Tot el que passarà a partir d’ara es una propuesta muy lúcida que consigue emocionarnos y, al mismo tiempo, acercarnos a la comprensión de un tema que, por poco tratado, resulta necesario
La propuesta escénica se complementa con un buen trabajo de luces (a cargo de Sylvia Kuchinow), del espacio sonoro (diseñado por Àlex Polls) y con la presencia puntual de tres músicos (Juan Carlos Riaño, Andrés Vanegas Molina y Norberto Esteban Hoyos Múnera), que con sus canciones edulcoradas crean contrastes, pero, sorprendentemente, también logran tocarnos la fibra en los momentos más oportunos.
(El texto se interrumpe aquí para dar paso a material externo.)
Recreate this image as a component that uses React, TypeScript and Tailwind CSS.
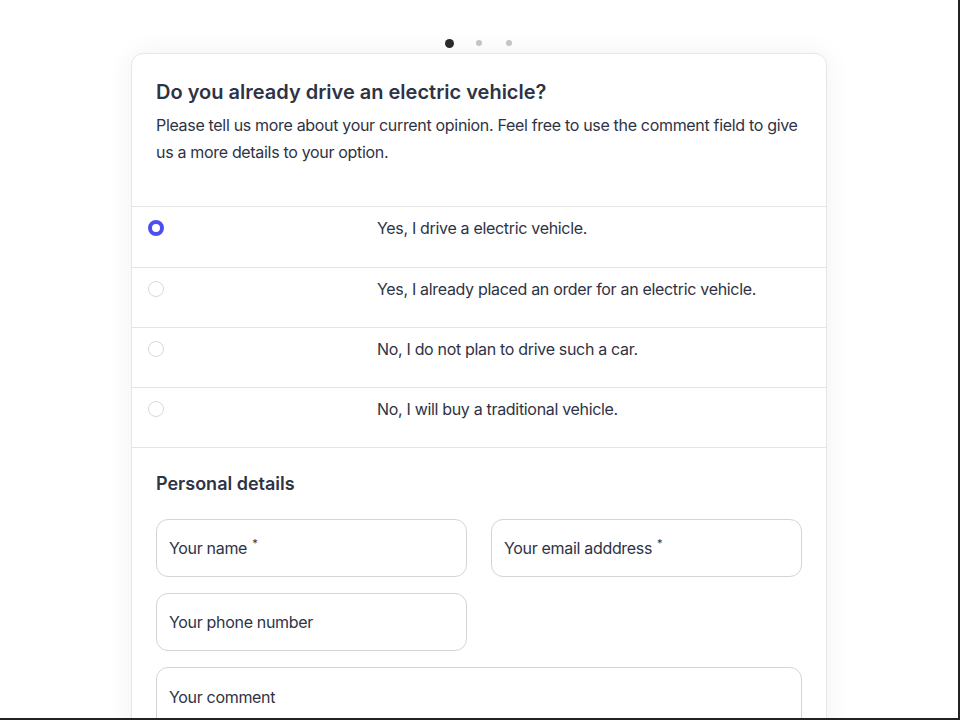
const options = [
  'Yes, I drive a electric vehicle.',
  'Yes, I already placed an order for an electric vehicle.',
  'No, I do not plan to drive such a car.',
  'No, I will buy a traditional vehicle.',
];

function Field({ label, required }: { label: string; required?: boolean }) {
  return (
    <div className="h-[58px] rounded-xl border border-[#d4d4d8] bg-white px-3 flex items-center text-[16px] tracking-[-0.02em] text-[#2e3345]">
      <span>{label}</span>
      {required && <span className="ml-[5px] -mt-[10px] text-[11px] leading-none">*</span>}
    </div>
  );
}

export default function App() {
  const selected = 0;
  return (
    <div
      className="w-[960px] h-[720px] overflow-hidden bg-white border-r-2 border-b-2 border-[#222]"
      style={{ fontFamily: 'Inter, "Noto Sans", sans-serif' }}
    >
      <div className="flex justify-center pt-[39px] pb-[6px]">
        {[0, 1, 2].map((i) => (
          <div key={i} className="w-[30px] h-[8px] flex items-center justify-center">
            <span
              className={
                i === 0
                  ? 'w-[9px] h-[9px] rounded-full bg-[#2a2a2a]'
                  : 'w-[6px] h-[6px] rounded-full bg-[#c4c4c4]'
              }
            />
          </div>
        ))}
      </div>

      <div className="mx-auto w-[696px] rounded-xl border border-[#e6e6ea] bg-white shadow-[0_0_28px_rgba(0,0,0,0.06)]">
        <div className="px-6 pt-6 pb-10">
          <h1 className="text-[20px] leading-7 font-semibold text-[#2e3345]">
            Do you already drive an electric vehicle?
          </h1>
          <p className="mt-[6px] text-[16px] leading-[27px] tracking-[-0.02em] text-[#2e3345]">
            Please tell us more about your current opinion. Feel free to use the comment field to give us a more
            details to your option.
          </p>
        </div>

        {options.map((o, i) => (
          <label key={o} className={`flex border-t border-[#e5e5e8] pt-[9px] ${i === 0 ? 'h-[61px]' : 'h-[60px]'}`}>
            <div className="w-[245px] pl-4 pt-[4px] shrink-0">
              {i === selected ? (
                <span className="block w-4 h-4 rounded-full border-[4.5px] border-[#4b4ff0] bg-white" />
              ) : (
                <span className="block w-4 h-4 rounded-full border border-[#d9d9dd] bg-white" />
              )}
            </div>
            <span className="text-[16px] leading-6 tracking-[-0.02em] text-[#2e3345]">{o}</span>
          </label>
        ))}

        <div className="border-t border-[#e5e5e8] px-6 pt-[22px] pb-8">
          <h2 className="text-[18px] leading-7 font-semibold text-[#2e3345]">Personal details</h2>
          <div className="mt-[21px] grid grid-cols-2 gap-x-6 gap-y-4">
            <Field label="Your name" required />
            <Field label="Your email adddress" required />
            <Field label="Your phone number" />
            <div />
            <div className="col-span-2 h-[120px] rounded-xl border border-[#d4d4d8] bg-white px-3 pt-[17px] text-[16px] tracking-[-0.02em] text-[#2e3345]">
              Your comment
            </div>
          </div>
        </div>
      </div>
    </div>
  );
}
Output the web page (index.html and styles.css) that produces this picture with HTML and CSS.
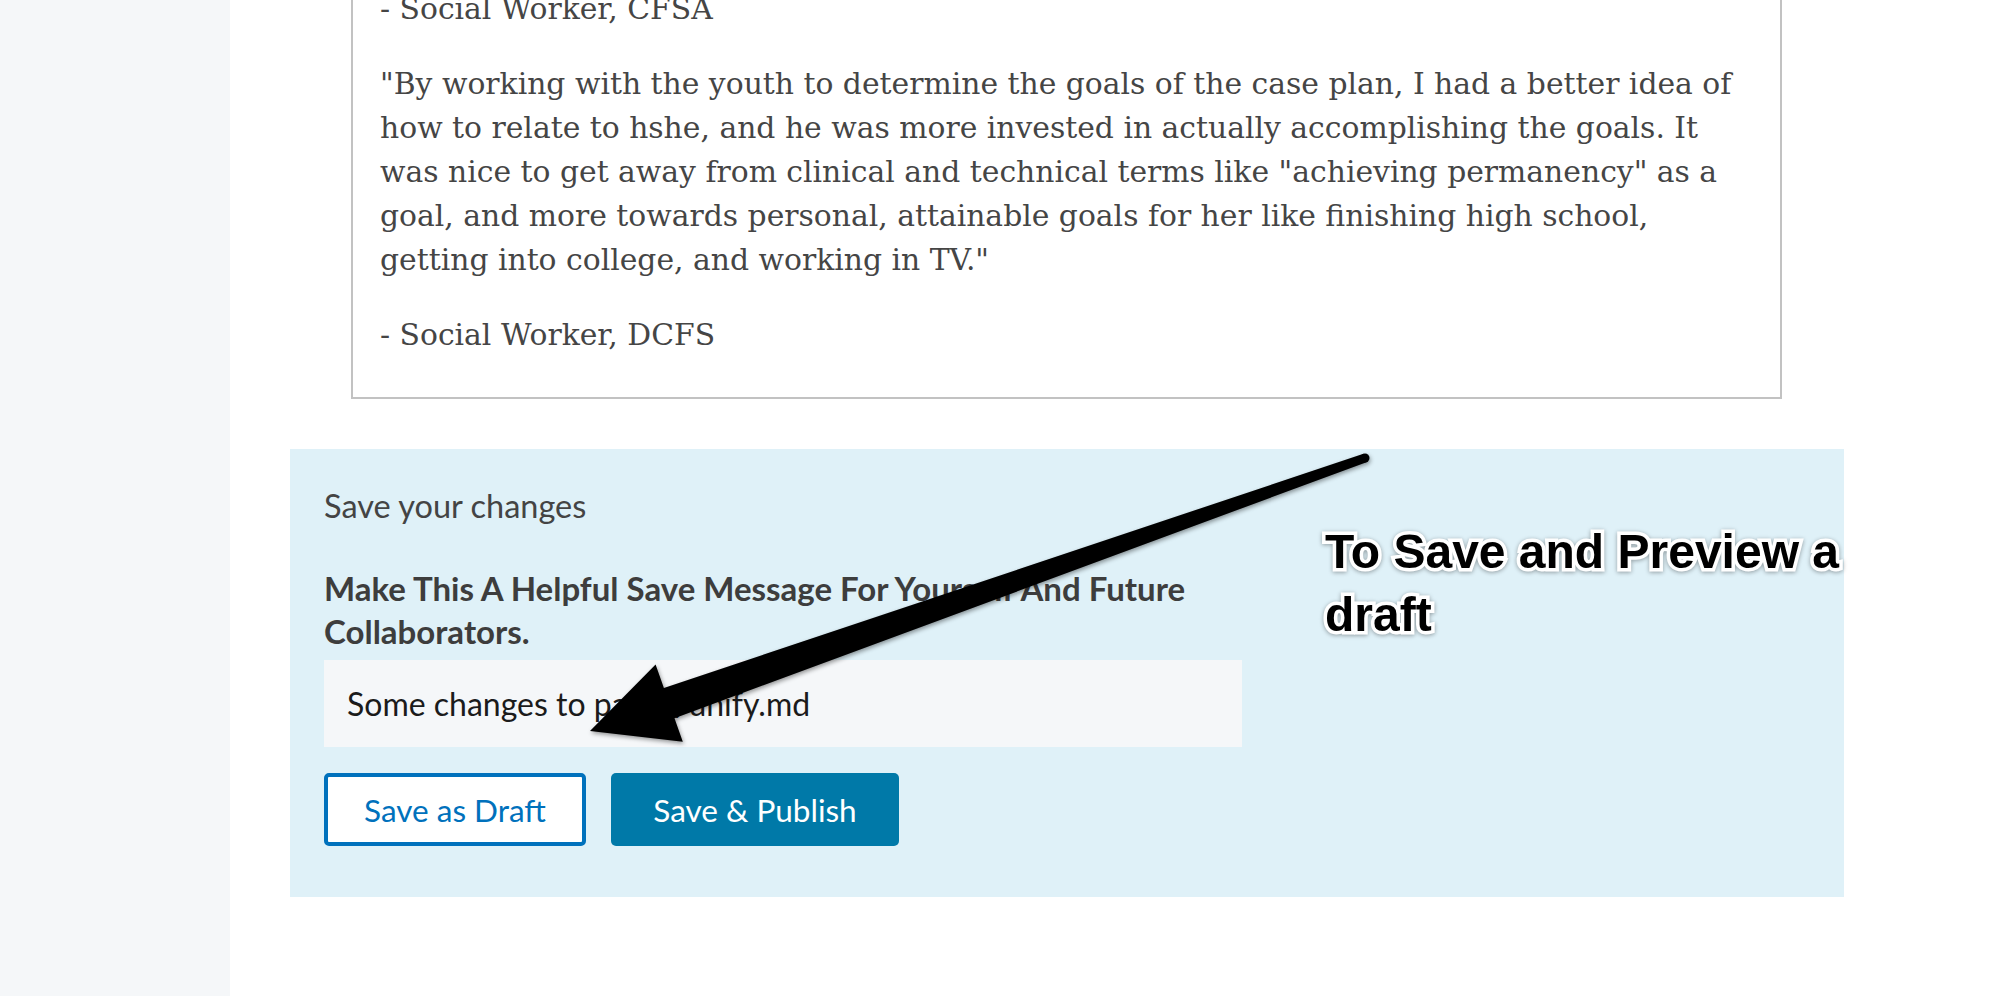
FILE: index.html
```html
<!DOCTYPE html>
<html lang="en">
<head>
<meta charset="utf-8">
<title>Save your changes</title>
<link rel="stylesheet" href="styles.css">
</head>
<body>
<div class="layout">
  <aside class="sidebar"></aside>
  <main class="main">
    <section class="quote">
      <p>- Social Worker, CFSA</p>
      <p>"By working with the youth to determine the goals of the case plan, I had a better idea of<br>how to relate to hshe, and he was more invested in actually accomplishing the goals. It<br>was nice to get away from clinical and technical terms like "achieving permanency" as a<br>goal, and more towards personal, attainable goals for her like finishing high school,<br>getting into college, and working in TV."</p>
      <p>- Social Worker, DCFS</p>
    </section>
    <section class="save-panel">
      <h2 class="save-title">Save your changes</h2>
      <label class="save-label" for="msg">Make This A Helpful Save Message For Yourself And Future<br>Collaborators.</label>
      <input class="save-input" id="msg" type="text" value="Some changes to pages/unify.md">
      <div class="save-actions">
        <button class="btn btn-outline">Save as Draft</button>
        <button class="btn btn-primary">Save &amp; Publish</button>
      </div>
    </section>
  </main>
</div>
<div class="annotation">To Save and Preview a<br>draft</div>
<svg class="arrow" width="2002" height="996" viewBox="0 0 2002 996">
  <g class="arrow-shape">
    <polygon points="590,731 655.6,664.4 663.9,688 1363.5,453.8 1366.5,462.2 674.5,718.2 682.8,741.8"/>
    <circle cx="1365" cy="458" r="4.5"/>
  </g>
</svg>
</body>
</html>
```
FILE: styles.css
```css
html, body {
  margin: 0;
  padding: 0;
  background: #ffffff;
  height: 100%;
  overflow: hidden;
}

.layout {
  display: flex;
  min-height: 996px;
}

.sidebar {
  width: 230px;
  flex: 0 0 230px;
  background: #f5f7f9;
}

.main {
  flex: 1;
  padding-left: 60px;
}

.quote {
  width: 1431px;
  box-sizing: border-box;
  margin: -43px 0 0 61px;
  padding: 28px 27px 40px;
  border: 2px solid #c2c2c2;
  font-family: "DejaVu Serif", "Liberation Serif", serif;
  font-size: 29.8px;
  line-height: 44px;
  color: #454545;
}

.quote p {
  margin: 31px 0 0;
  white-space: nowrap;
}

.quote p:first-child {
  margin-top: 0;
}

.save-panel {
  width: 1554px;
  box-sizing: border-box;
  margin-top: 50px;
  padding: 37px 34px 51px;
  background: #dff1f8;
  display: flex;
  flex-direction: column;
  align-items: flex-start;
  font-family: Lato, "Open Sans", sans-serif;
}

.save-title {
  margin: 0;
  font-size: 32.5px;
  line-height: 40px;
  font-weight: 400;
  color: #444444;
}

.save-label {
  display: block;
  margin-top: 41px;
  font-size: 33px;
  line-height: 43px;
  font-weight: 700;
  color: #3d3d3d;
}

.save-input {
  margin-top: 7px;
  width: 918px;
  height: 87px;
  box-sizing: border-box;
  border: none;
  outline: none;
  background: #f5f7f9;
  padding: 0 23px;
  font-family: Lato, "Open Sans", sans-serif;
  font-size: 32px;
  color: #1b1b1b;
}

.save-actions {
  margin-top: 26px;
  display: flex;
  gap: 25px;
}

.btn {
  height: 73px;
  box-sizing: border-box;
  border-radius: 5px;
  font-family: Lato, "Open Sans", sans-serif;
  font-size: 31.5px;
  padding: 0 20px;
  cursor: pointer;
}

.btn-outline {
  width: 262px;
  background: #ffffff;
  color: #0071bc;
  border: 4px solid #0071bc;
}

.btn-primary {
  width: 288px;
  background: #0079a8;
  color: #ffffff;
  border: none;
}

.annotation {
  position: absolute;
  left: 1325px;
  top: 520px;
  font-family: "Liberation Sans", Arial, sans-serif;
  font-weight: 700;
  font-size: 48px;
  line-height: 63px;
  color: #000000;
  -webkit-text-stroke: 7px #ffffff;
  paint-order: stroke fill;
  filter: drop-shadow(0 1px 2px rgba(0, 0, 0, 0.35));
}

.arrow {
  position: absolute;
  left: 0;
  top: 0;
  pointer-events: none;
}

.arrow-shape {
  fill: #000000;
  filter: drop-shadow(1px 2px 2px rgba(0, 0, 0, 0.4));
}
```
En definitiva, Tot el que passarà a partir d’ara es una propuesta muy lúcida que consigue emocionarnos y, al mismo tiempo, acercarnos a la comprensión de un tema que, por poco tratado, resulta necesario. Y todo ello a través de una experiencia estética que permite la reflexión autónoma y el disfrute artístico. Ahora que el espectáculo ha vuelto a nuestros escenarios, aprovechad esta segunda oportunidad. Os recomiendo llevar algún Kleenex por si acaso los ojos se os humedecen (o por si faltara papel en el Pans & Company).